- THE EXERCISE
Answer with a single number: the count of lines that hold "React".

- RECORDED DATA
• • • •

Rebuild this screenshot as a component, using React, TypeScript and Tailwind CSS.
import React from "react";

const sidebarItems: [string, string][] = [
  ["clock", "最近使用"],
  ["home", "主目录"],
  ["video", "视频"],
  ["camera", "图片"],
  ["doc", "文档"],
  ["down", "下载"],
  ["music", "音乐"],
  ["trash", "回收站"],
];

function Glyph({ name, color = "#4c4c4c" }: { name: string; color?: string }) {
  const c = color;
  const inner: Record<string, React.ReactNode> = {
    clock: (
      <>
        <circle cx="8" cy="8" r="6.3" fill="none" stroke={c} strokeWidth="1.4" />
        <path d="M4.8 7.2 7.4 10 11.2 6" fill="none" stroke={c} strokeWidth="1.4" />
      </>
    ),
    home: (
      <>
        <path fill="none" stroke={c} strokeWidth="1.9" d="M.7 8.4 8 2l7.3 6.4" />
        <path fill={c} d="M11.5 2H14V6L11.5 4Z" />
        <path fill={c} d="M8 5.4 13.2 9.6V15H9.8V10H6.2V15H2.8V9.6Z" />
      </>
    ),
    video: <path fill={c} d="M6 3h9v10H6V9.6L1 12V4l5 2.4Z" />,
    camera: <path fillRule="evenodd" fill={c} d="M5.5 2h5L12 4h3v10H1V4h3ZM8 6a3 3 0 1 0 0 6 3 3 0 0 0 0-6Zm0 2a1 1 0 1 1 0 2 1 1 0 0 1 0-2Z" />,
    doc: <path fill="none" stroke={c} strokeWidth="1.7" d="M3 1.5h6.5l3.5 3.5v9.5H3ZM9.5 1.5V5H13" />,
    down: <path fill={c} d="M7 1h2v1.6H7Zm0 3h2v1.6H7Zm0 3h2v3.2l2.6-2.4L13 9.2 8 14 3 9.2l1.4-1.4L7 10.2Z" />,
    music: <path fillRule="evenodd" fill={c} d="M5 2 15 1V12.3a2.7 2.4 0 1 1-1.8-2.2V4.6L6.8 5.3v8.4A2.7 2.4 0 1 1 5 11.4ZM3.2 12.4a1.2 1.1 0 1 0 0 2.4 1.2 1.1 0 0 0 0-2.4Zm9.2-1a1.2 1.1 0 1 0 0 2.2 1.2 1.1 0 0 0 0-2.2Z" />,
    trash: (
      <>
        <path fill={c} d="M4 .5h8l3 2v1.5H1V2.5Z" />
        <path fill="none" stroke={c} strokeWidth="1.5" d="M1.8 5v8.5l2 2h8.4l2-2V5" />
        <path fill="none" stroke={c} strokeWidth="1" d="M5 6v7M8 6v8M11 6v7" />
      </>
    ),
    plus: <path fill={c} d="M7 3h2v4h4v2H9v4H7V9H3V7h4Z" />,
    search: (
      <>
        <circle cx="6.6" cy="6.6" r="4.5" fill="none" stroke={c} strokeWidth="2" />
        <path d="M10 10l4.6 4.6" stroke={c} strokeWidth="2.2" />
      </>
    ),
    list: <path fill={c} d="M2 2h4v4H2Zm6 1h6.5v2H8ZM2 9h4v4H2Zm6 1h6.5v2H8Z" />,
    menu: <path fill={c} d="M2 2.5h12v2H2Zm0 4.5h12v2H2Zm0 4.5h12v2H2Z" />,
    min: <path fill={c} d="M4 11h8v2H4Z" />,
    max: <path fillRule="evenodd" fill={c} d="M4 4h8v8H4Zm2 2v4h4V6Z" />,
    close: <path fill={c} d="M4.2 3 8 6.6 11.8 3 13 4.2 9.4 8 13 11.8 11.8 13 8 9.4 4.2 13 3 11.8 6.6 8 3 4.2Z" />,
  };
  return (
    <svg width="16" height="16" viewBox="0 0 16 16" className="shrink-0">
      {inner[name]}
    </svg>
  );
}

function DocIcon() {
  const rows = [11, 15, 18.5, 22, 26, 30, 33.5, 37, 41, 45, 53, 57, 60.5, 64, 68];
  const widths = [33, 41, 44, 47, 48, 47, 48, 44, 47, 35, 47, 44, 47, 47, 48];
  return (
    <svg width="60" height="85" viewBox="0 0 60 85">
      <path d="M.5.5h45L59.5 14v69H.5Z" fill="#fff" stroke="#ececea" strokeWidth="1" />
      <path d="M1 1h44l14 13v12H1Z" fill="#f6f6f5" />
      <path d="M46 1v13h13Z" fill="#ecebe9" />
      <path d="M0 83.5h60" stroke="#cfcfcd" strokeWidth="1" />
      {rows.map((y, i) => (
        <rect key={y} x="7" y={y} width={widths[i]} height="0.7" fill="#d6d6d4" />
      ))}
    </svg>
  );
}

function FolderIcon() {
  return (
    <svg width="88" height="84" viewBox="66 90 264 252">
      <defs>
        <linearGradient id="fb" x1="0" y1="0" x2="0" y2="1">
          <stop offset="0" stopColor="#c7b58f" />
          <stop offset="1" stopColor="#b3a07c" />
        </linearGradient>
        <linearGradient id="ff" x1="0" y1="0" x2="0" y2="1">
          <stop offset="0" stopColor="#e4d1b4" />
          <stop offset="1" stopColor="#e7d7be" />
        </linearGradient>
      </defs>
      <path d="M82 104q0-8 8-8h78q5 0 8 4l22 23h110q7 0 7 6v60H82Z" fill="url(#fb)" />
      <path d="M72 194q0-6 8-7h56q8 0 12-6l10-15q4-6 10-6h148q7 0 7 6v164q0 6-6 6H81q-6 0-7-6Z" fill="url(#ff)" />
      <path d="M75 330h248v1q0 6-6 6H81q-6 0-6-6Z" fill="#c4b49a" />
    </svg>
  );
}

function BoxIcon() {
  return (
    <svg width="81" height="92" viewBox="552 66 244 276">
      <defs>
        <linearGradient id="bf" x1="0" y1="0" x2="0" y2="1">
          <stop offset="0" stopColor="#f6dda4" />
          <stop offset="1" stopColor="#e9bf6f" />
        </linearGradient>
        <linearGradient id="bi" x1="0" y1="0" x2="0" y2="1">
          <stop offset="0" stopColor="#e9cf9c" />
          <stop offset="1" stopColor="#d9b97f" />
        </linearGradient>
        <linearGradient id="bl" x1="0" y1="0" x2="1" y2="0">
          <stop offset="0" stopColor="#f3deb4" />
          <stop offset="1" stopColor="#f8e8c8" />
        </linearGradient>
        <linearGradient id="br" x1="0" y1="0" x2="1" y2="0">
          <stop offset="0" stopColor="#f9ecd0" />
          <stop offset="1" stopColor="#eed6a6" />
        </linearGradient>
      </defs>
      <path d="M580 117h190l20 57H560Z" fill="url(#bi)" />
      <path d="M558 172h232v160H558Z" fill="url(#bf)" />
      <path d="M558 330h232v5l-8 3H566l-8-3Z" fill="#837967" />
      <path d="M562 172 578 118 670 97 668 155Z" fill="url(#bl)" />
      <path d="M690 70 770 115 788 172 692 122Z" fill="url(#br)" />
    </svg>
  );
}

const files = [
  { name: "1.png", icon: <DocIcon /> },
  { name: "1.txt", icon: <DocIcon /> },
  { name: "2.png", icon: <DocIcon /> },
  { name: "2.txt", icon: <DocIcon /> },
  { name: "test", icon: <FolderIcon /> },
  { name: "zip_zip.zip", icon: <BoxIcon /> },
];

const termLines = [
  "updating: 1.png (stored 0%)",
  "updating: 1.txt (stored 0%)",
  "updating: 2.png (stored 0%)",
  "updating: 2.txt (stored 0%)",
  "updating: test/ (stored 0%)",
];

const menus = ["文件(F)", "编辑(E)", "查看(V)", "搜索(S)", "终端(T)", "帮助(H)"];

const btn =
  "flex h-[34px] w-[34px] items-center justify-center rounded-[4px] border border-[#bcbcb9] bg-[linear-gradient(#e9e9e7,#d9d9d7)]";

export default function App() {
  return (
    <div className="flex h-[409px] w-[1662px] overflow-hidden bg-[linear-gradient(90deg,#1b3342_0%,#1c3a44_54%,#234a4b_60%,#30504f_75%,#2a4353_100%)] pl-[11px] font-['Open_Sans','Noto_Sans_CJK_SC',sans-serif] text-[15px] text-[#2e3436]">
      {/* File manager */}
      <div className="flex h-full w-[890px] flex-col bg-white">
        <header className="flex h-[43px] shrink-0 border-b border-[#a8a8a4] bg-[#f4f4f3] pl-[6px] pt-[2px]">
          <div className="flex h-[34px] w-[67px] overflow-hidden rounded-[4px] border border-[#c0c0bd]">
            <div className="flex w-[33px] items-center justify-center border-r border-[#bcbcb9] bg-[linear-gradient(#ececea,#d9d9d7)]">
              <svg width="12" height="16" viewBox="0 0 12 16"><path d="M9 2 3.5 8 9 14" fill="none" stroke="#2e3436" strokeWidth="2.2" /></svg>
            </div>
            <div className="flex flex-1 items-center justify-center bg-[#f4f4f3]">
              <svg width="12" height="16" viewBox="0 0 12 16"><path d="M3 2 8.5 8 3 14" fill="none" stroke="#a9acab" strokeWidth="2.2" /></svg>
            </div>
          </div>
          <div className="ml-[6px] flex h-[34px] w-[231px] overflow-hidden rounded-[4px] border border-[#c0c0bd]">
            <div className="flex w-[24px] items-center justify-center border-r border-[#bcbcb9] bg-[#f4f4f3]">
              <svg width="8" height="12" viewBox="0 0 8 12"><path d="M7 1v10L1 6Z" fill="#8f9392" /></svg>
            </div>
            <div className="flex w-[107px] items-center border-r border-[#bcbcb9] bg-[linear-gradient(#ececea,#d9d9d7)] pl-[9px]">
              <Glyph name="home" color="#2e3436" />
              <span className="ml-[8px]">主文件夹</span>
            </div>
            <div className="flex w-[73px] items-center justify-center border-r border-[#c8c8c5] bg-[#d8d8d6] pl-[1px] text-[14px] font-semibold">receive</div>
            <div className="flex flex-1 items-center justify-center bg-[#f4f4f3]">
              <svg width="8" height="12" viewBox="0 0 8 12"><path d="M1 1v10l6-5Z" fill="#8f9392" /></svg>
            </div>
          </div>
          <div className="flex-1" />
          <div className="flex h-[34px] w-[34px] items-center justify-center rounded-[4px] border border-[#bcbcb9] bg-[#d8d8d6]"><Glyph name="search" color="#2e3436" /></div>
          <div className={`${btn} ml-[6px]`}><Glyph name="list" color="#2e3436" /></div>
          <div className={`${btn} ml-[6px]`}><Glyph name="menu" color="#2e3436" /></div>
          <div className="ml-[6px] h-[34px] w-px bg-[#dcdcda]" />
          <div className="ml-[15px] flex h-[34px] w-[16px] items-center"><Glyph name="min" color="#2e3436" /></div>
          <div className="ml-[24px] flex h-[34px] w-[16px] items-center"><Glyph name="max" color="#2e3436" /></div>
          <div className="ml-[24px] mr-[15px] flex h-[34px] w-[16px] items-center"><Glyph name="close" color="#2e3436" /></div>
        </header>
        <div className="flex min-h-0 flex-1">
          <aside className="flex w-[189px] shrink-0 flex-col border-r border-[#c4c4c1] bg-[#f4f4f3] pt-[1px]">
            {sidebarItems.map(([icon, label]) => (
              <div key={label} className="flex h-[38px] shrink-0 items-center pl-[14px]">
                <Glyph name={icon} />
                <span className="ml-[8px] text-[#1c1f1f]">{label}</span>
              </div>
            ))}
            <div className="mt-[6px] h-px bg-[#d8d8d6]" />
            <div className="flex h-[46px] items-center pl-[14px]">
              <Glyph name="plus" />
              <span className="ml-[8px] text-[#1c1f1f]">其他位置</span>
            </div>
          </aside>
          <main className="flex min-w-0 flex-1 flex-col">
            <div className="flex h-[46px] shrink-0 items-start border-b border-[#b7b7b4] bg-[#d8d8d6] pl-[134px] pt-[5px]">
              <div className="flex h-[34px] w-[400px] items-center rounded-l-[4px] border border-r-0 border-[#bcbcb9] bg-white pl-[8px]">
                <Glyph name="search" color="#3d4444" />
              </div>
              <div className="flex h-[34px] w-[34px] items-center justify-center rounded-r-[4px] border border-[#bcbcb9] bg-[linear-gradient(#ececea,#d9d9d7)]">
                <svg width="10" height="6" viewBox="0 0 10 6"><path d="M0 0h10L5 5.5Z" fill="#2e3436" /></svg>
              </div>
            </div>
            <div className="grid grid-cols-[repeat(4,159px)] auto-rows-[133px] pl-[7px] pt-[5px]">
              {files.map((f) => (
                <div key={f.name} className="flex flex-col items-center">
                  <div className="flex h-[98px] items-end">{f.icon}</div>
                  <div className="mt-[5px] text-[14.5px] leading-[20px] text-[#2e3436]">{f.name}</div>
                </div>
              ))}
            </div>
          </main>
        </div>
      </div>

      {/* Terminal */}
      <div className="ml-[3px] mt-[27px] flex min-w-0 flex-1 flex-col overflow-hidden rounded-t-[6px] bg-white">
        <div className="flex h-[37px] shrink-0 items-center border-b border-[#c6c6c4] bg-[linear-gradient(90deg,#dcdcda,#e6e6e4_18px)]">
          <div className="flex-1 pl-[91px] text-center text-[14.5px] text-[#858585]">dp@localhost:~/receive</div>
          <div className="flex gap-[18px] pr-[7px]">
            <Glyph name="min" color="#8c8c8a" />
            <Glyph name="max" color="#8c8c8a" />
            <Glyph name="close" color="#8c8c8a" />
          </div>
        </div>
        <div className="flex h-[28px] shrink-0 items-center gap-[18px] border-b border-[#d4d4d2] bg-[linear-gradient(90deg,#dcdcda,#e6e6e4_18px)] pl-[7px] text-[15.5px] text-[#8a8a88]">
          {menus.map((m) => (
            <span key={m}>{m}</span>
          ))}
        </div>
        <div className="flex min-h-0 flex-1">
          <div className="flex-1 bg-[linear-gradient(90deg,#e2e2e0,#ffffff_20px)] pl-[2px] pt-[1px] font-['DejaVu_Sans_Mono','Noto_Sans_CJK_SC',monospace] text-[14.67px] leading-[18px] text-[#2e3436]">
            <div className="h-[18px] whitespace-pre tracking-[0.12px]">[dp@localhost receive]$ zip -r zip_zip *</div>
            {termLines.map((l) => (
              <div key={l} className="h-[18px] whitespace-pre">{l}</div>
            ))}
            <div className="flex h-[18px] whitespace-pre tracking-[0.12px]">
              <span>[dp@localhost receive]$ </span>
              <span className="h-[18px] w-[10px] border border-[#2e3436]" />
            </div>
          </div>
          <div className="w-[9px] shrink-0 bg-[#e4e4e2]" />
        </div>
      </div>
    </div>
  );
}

• • • •

- OUTPUT OF THE EXERCISE
3